The first archaeological evidence for the Hittites appeared in tablets found at the Assyrian colony of Kültepe (ancient Karum Kanesh), containing records of trade between Assyrian merchants and a certain "land of Hatti". Some names in the tablets were neither Hattic nor Assyrian, but clearly Indo-European.

The script on a monument at Boğazköy by a "People of Hattusas" discovered by William Wright in 1884 was found to match peculiar hieroglyphic scripts from Aleppo and Hamath in Northern Syria. In 1887, excavations at Tell El-Amarna in Egypt uncovered the diplomatic correspondence of Pharaoh Amenhotep III and his son Akhenaton. Two of the letters from a "kingdom of Kheta"—apparently located in the same general region as the Mesopotamian references to "land of Hatti"—were written in standard Akkadian cuneiform script, but in an unknown language; although scholars could read it, no one could understand it. Shortly after this, Archibald Sayce proposed that Hatti or Khatti in Anatolia was identical with the "kingdom of Kheta" mentioned in these Egyptian texts, as well as with the biblical Hittites. Others, such as Max Müller, agreed that Khatti was probably Kheta, but proposed connecting it with Biblical Kittim, rather than with the "Children of Heth". Sayce's identification came to be widely accepted over the course of the early 20th century; and the name "Hittite" has become attached to the civilization uncovered at Boğazköy.

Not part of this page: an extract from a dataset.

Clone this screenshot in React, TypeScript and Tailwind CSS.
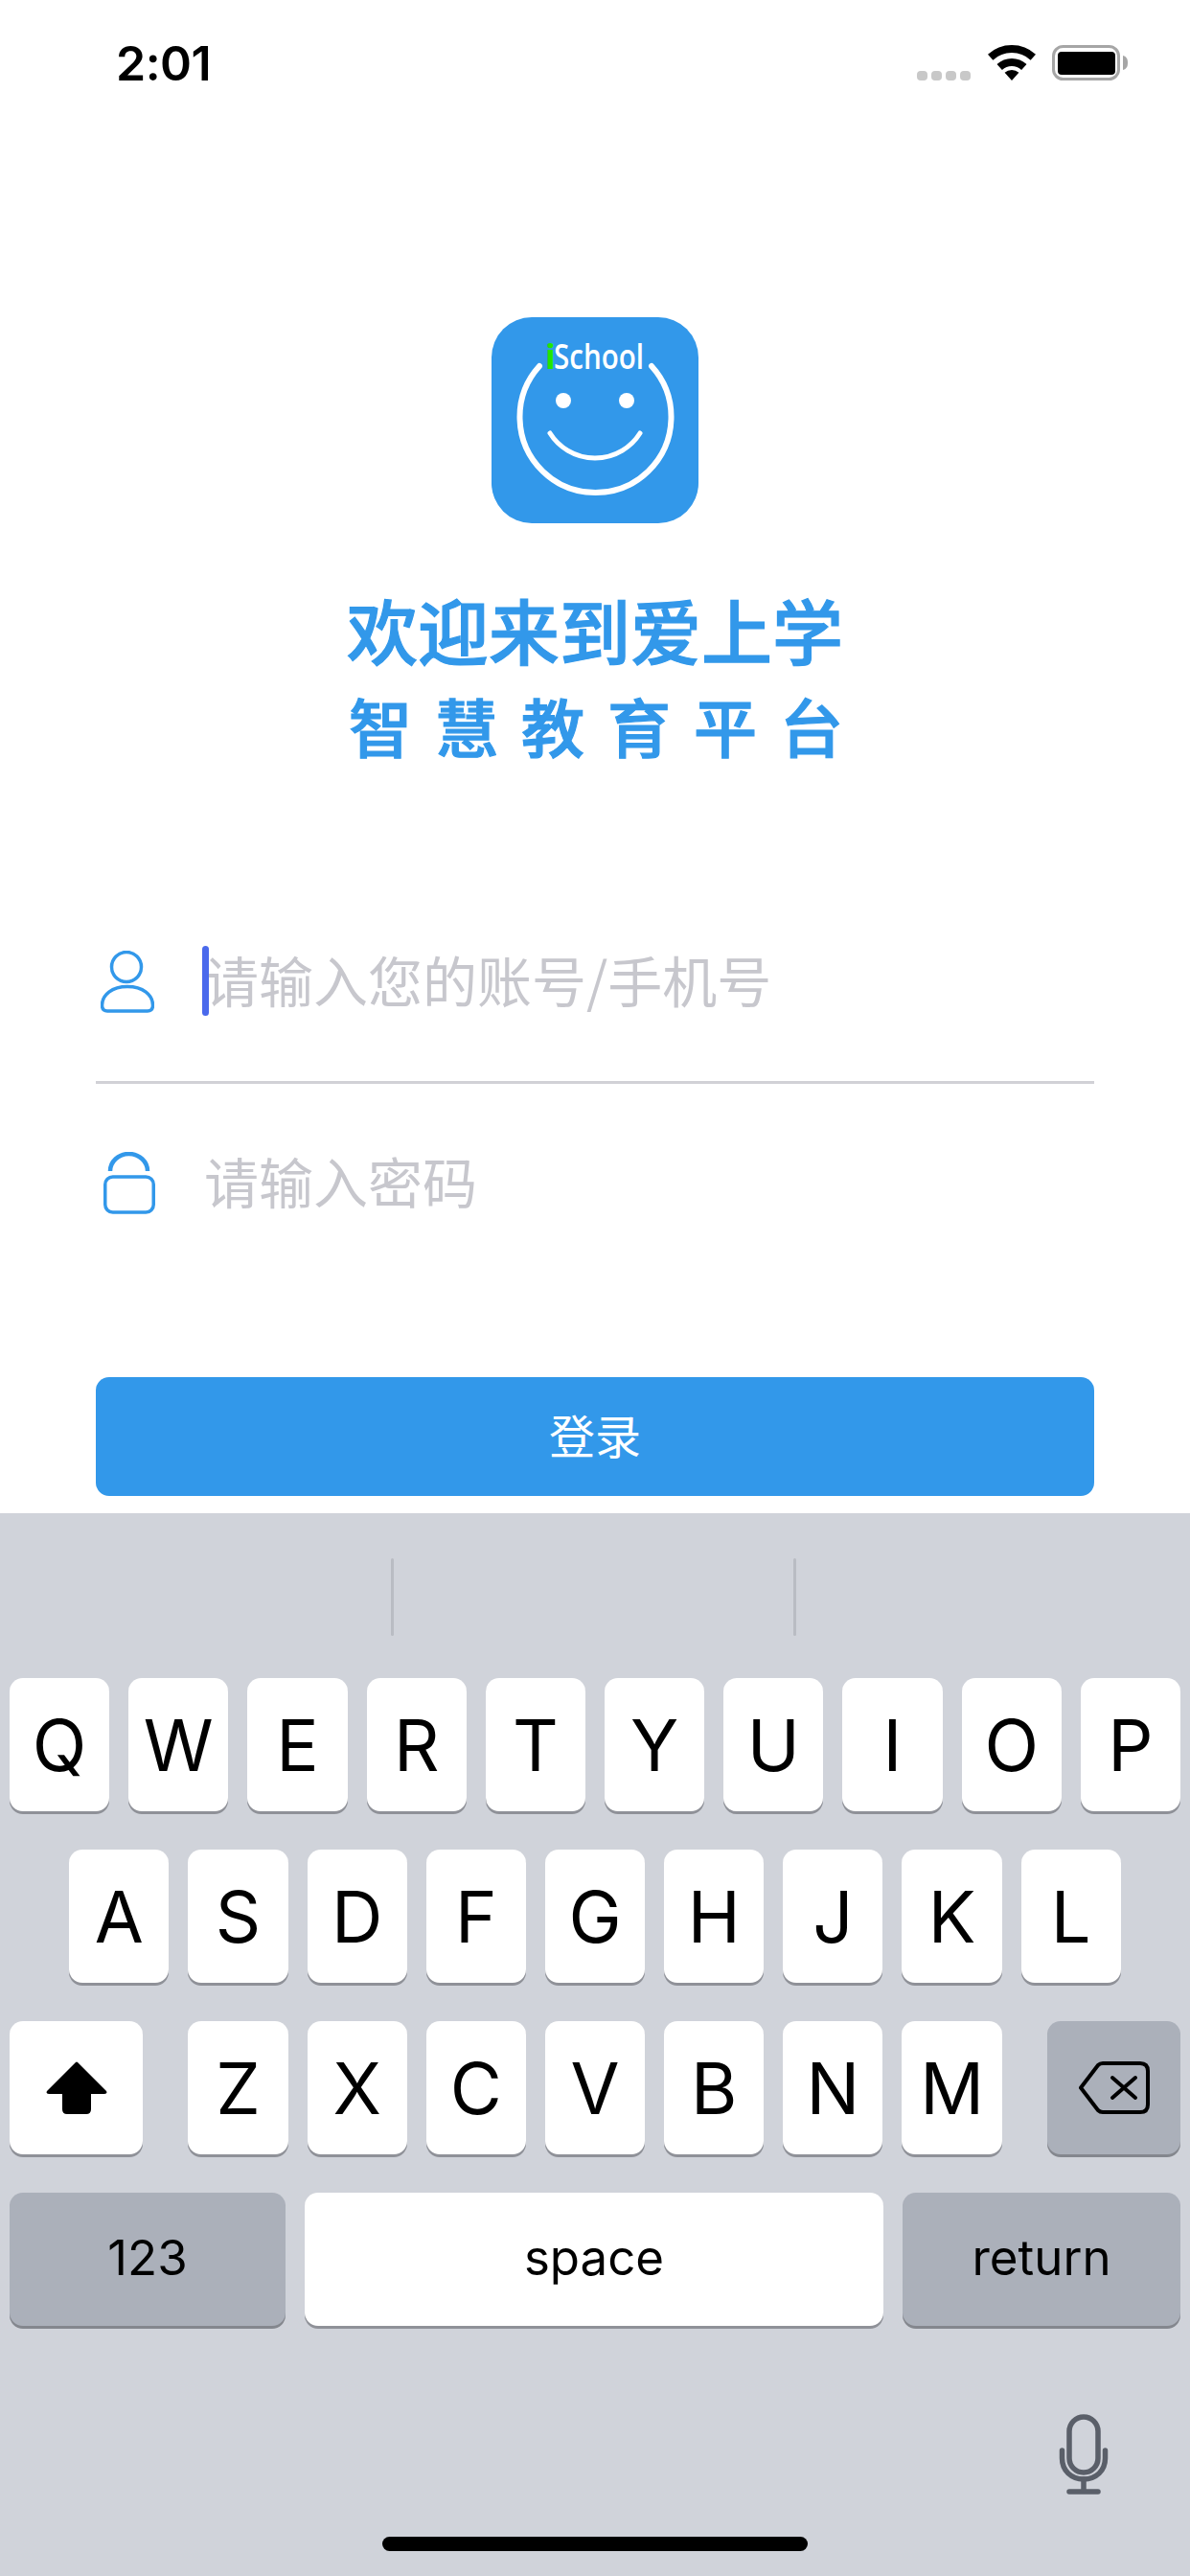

During sporadic excavations at Boğazköy (Hattusa) that began in 1906, the archaeologist Hugo Winckler found a royal archive with 10,000 tablets, inscribed in cuneiform Akkadian and the same unknown language as the Egyptian letters from Kheta—thus confirming the identity of the two names. He also proved that the ruins at Boğazköy were the remains of the capital of an empire that, at one point, controlled northern Syria.

Under the direction of the German Archaeological Institute, excavations at Hattusa have been underway since 1907, with interruptions during both wars. Kültepe was successfully excavated by Professor Tahsin Özgüç from 1948 until his death in 2005. Smaller scale excavations have also been carried out in the immediate surroundings of Hattusa, including the rock sanctuary of Yazılıkaya, which contains numerous rock-cut reliefs portraying the Hittite rulers and the gods of the Hittite pantheon.

Museums

The Museum of Anatolian Civilizations in Ankara, Turkey houses the richest collection of Hittite and Anatolian artifacts.

Geography

The Hittite Empire at its greatest extent under Suppiluliuma I (ca. 1350–1322 BC) and Mursili II (ca. 1321–1295 BC)

The Hittite kingdom was centred on the lands surrounding Hattusa and Neša, known as "the land Hatti" (URUHa-at-ti). After Hattusa was made capital, the area encompassed by the bend of the Halys River (Hittite Marassantiya, Turkish: Kızılırmak) was considered the core of the Empire, and some Hittite laws make a distinction between "this side of the river" and "that side of the river". For example, the reward for the capture of an eloped slave after he managed to flee beyond the Halys is higher than that for a slave caught before he could reach the river.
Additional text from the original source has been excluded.